/---
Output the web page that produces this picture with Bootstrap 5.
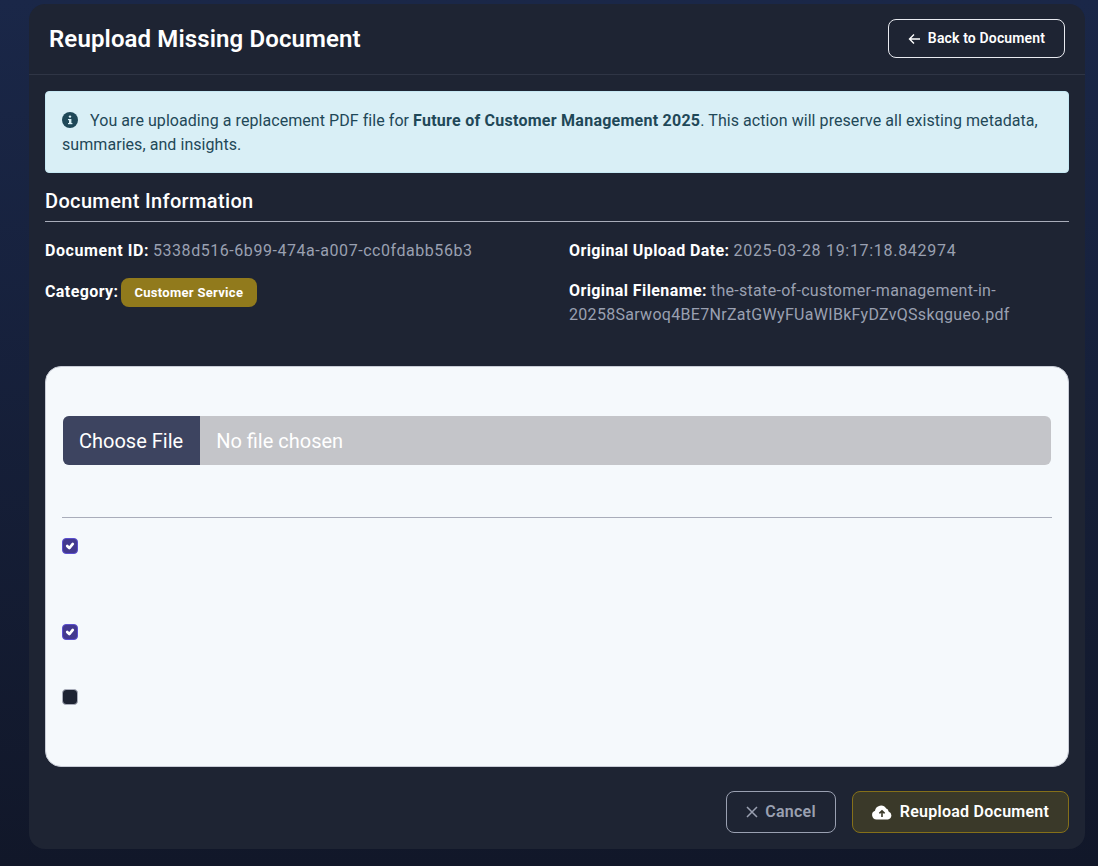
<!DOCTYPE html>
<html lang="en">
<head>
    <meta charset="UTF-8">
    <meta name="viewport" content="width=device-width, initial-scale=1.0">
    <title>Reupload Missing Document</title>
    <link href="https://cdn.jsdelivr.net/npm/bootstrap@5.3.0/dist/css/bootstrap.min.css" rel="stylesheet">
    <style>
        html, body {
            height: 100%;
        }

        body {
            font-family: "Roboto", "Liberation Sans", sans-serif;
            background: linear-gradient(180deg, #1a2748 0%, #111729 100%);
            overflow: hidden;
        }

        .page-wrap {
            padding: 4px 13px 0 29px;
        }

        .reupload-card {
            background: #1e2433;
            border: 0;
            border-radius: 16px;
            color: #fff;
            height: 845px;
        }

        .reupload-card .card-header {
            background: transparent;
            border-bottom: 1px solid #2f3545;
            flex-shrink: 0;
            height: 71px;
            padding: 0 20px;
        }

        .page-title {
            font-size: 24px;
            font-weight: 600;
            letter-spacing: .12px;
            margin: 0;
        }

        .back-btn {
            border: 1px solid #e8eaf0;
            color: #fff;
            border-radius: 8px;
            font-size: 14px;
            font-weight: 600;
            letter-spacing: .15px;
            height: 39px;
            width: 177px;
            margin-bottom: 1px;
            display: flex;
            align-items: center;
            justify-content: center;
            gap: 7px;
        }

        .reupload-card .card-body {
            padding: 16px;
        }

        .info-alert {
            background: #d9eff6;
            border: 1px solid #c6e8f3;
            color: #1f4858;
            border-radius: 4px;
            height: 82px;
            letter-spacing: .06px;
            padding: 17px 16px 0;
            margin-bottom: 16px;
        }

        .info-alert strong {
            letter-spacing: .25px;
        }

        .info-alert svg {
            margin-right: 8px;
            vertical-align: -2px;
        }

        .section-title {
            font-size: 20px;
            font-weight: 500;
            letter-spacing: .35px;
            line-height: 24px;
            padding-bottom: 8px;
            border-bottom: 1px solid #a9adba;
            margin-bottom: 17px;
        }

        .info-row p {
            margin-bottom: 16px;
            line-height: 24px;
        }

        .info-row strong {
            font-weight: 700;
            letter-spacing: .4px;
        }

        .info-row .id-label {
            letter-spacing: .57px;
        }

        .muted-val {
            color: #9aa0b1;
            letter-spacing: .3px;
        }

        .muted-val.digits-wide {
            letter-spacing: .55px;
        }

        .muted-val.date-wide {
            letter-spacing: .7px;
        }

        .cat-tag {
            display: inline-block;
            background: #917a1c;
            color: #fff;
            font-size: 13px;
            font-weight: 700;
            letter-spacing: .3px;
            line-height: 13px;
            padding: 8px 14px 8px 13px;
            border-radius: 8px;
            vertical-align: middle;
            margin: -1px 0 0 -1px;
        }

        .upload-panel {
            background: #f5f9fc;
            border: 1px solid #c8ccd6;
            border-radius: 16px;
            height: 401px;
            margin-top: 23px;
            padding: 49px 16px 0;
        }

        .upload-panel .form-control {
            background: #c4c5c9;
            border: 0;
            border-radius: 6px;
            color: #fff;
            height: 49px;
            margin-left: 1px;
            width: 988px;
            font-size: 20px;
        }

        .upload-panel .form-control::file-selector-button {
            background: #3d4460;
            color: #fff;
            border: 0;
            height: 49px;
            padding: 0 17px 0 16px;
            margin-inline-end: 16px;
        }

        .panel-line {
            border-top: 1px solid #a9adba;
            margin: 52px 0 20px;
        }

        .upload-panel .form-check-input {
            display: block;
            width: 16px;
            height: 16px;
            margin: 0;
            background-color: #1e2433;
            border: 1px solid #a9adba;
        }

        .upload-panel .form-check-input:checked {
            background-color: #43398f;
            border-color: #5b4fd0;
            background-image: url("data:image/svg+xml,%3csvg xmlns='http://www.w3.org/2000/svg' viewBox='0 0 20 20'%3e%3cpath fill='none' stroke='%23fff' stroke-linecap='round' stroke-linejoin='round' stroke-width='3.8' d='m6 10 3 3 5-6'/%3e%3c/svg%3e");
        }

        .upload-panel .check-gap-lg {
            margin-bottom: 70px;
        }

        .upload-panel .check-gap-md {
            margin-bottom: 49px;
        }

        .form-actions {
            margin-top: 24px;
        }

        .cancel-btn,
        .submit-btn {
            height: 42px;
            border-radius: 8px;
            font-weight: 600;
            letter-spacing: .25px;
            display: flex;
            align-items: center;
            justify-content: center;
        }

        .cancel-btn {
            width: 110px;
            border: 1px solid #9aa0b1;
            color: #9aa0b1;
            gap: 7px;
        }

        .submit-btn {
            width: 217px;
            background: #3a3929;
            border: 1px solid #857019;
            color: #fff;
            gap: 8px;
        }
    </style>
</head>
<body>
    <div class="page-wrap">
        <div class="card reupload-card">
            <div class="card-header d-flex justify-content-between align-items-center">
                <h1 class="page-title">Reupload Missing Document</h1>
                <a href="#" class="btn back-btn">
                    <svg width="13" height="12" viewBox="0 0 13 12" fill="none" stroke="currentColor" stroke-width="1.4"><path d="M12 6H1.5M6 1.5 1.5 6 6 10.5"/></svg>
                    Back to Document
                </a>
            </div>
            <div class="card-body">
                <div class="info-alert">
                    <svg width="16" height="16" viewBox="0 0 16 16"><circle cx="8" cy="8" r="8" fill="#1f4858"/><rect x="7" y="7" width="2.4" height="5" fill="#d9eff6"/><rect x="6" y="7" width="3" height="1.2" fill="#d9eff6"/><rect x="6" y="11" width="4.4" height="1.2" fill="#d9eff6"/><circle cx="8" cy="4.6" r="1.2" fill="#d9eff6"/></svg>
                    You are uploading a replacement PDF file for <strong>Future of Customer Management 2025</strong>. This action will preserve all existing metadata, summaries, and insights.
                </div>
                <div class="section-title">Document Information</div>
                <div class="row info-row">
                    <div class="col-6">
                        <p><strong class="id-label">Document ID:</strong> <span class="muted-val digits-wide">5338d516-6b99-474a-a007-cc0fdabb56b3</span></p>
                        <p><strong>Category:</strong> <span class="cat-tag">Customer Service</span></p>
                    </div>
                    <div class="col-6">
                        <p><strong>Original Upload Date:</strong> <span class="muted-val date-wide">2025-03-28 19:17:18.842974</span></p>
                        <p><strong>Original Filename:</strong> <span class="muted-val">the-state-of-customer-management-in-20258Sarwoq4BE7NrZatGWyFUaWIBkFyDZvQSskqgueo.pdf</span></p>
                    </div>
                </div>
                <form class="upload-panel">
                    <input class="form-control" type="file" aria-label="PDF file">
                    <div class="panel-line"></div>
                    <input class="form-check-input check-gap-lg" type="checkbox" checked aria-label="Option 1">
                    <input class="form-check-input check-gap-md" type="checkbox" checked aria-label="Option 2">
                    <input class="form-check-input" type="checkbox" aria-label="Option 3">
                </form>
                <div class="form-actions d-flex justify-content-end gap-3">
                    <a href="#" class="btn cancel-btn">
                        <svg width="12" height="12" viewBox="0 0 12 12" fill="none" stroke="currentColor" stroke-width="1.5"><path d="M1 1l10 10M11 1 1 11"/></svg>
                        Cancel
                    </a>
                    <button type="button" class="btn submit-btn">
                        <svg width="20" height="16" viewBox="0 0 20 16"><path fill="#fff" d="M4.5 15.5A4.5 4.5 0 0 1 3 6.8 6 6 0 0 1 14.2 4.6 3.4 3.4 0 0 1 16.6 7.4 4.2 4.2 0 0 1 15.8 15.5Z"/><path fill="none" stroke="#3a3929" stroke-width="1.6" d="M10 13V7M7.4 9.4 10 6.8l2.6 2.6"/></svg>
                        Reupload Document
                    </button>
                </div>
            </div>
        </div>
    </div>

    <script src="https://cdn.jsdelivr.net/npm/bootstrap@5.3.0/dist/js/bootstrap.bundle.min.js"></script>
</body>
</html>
\---
### Directions
Copy out every line that includes the word "page".

### Complete output
Output the web page that produces this picture with Bootstrap 5.
        .page-wrap {
        .page-title {
    <div class="page-wrap">
                <h1 class="page-title">Reupload Missing Document</h1>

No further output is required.